In his introduction to the 1963 Fiction Publishing Corporation edition of 1930s Enter the Saint, Charteris writes that he had no intention of updating his early stories as they were republished, preferring them to remain as period pieces. When Hodder & Stoughton republished The Happy Highwayman in 1963, however, some updates were done to parts of the texts. This is most noticeable in the story "The Star Producers". When originally published in 1939, several major stars of the day were referenced, specifically William Powell, John Barrymore and Greta Garbo. For the 1963 edition, these names were replaced with 1960s stars William Holden, Marlon Brando, and Brigitte Bardot, respectively. (However, a reference to Charles Laughton is left unaltered.) Another story, "The Man Who Was Lucky", makes reference to the Atomic Age in the 1963 edition, a term not in use when it was first published in 1939.

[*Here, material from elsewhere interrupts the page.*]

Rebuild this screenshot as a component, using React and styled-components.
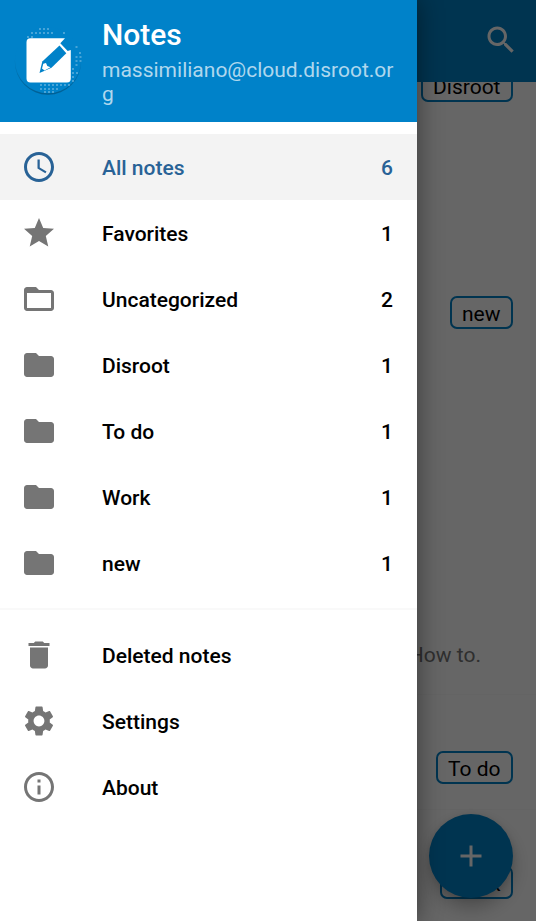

The Happy Highwayman collection marked the end of an era in the Saint series. Beginning with the next book, The Saint in Miami, Charteris relocated Templar to the United States where most of the 1940s adventures would take place; afterwards, Templar's adventures became more international in scope. The Happy Highwayman, as a result, was the last Saint book for many years to be primarily set in Great Britain. In addition, beginning with The Saint in Miami Templar's adventures became primarily World War II-focused. Aside from a few subtle references, the character of Claud Eustace Teal disappears from the series after this book, not to return until an appearance in the 1956 short story collection The Saint Around the World, though a few off-the-cuff references will be made to him in the interim.

The next Saint book to be primarily set outside the US would be The Saint in Europe, published in 1953.

==Stories==
The book consisted of 9 stories (the order varies between editions):

1. The Man Who Was Lucky - The Saint steps in to save the life of a murder witness who is marked for death by a gangster. Serialised in Woman's Journal July 1938 as "Stranger Things Have Happened".
2. The Smart Detective - upon returning to England from a trip abroad, The Saint becomes interested in a stash of emeralds owned by a sweat shop owner, not realizing an ambitious Scotland Yard detective is watching his every move. Serialised in Woman's Journal May 1938 as "A Matter of Seconds".
3. The Wicked Cousin - when Simon discovers an old friend has been unfairly treated by a will, he sets out to make things right.
4. The Well-Meaning Mayor - during a visit to the seaside town of Elmford, Simon avenges the suicide of a police commissioner by going after the corrupt civic leader responsible. Serialised in Woman's Journal June 1938 as "Saint's Day".
5. The Benevolent Burglary - Templar makes a bet with a mean-spirited art dealer that his collection will be stolen within a week of a gala opening, which sets Scotland Yard Chief Inspector Claud Eustace Teal after the Saint in order to prevent the crime.
6. The Star Producers - after a young woman loses $4,000 in a fake acting school scam, Templar decides to enrol.
7. The Charitable Countess - Simon engages in a battle of wits with a less-than-charitable society figure.
8. The Mug's Game - with the aid of a pair of trick glasses, Templar turns the tables on a pair of poker cheats.
9. The Man Who Liked Ants - Charteris takes The Saint into science fiction territory when he meets a scientist who has bred giant-sized ants in order to replace humans as the dominant species.

Some editions of this book omit the stories "The Charitable Countess" and "The Mug's Game".

==Television adaptations==
All but three of the stories from this collection formed the basis for episodes of the 1962-69 TV series, The Saint.

"The Man Who Was Lucky" and "The Charitable Countess" were both adapted during the show's first season, on 13 and 20 December 1962 respectively. "The Well-Meaning Mayor" and "The Benevolent Burglary" aired during the second season on 5 and 26 December 1963 respectively. "The Smart Detective" was adapted during The Saint's abbreviated fourth season on 22 July 1965. "The Man Who Liked Ants" was adapted as "The House on Dragon's Rock", which aired on 24 November 1968 as an episode of the sixth season.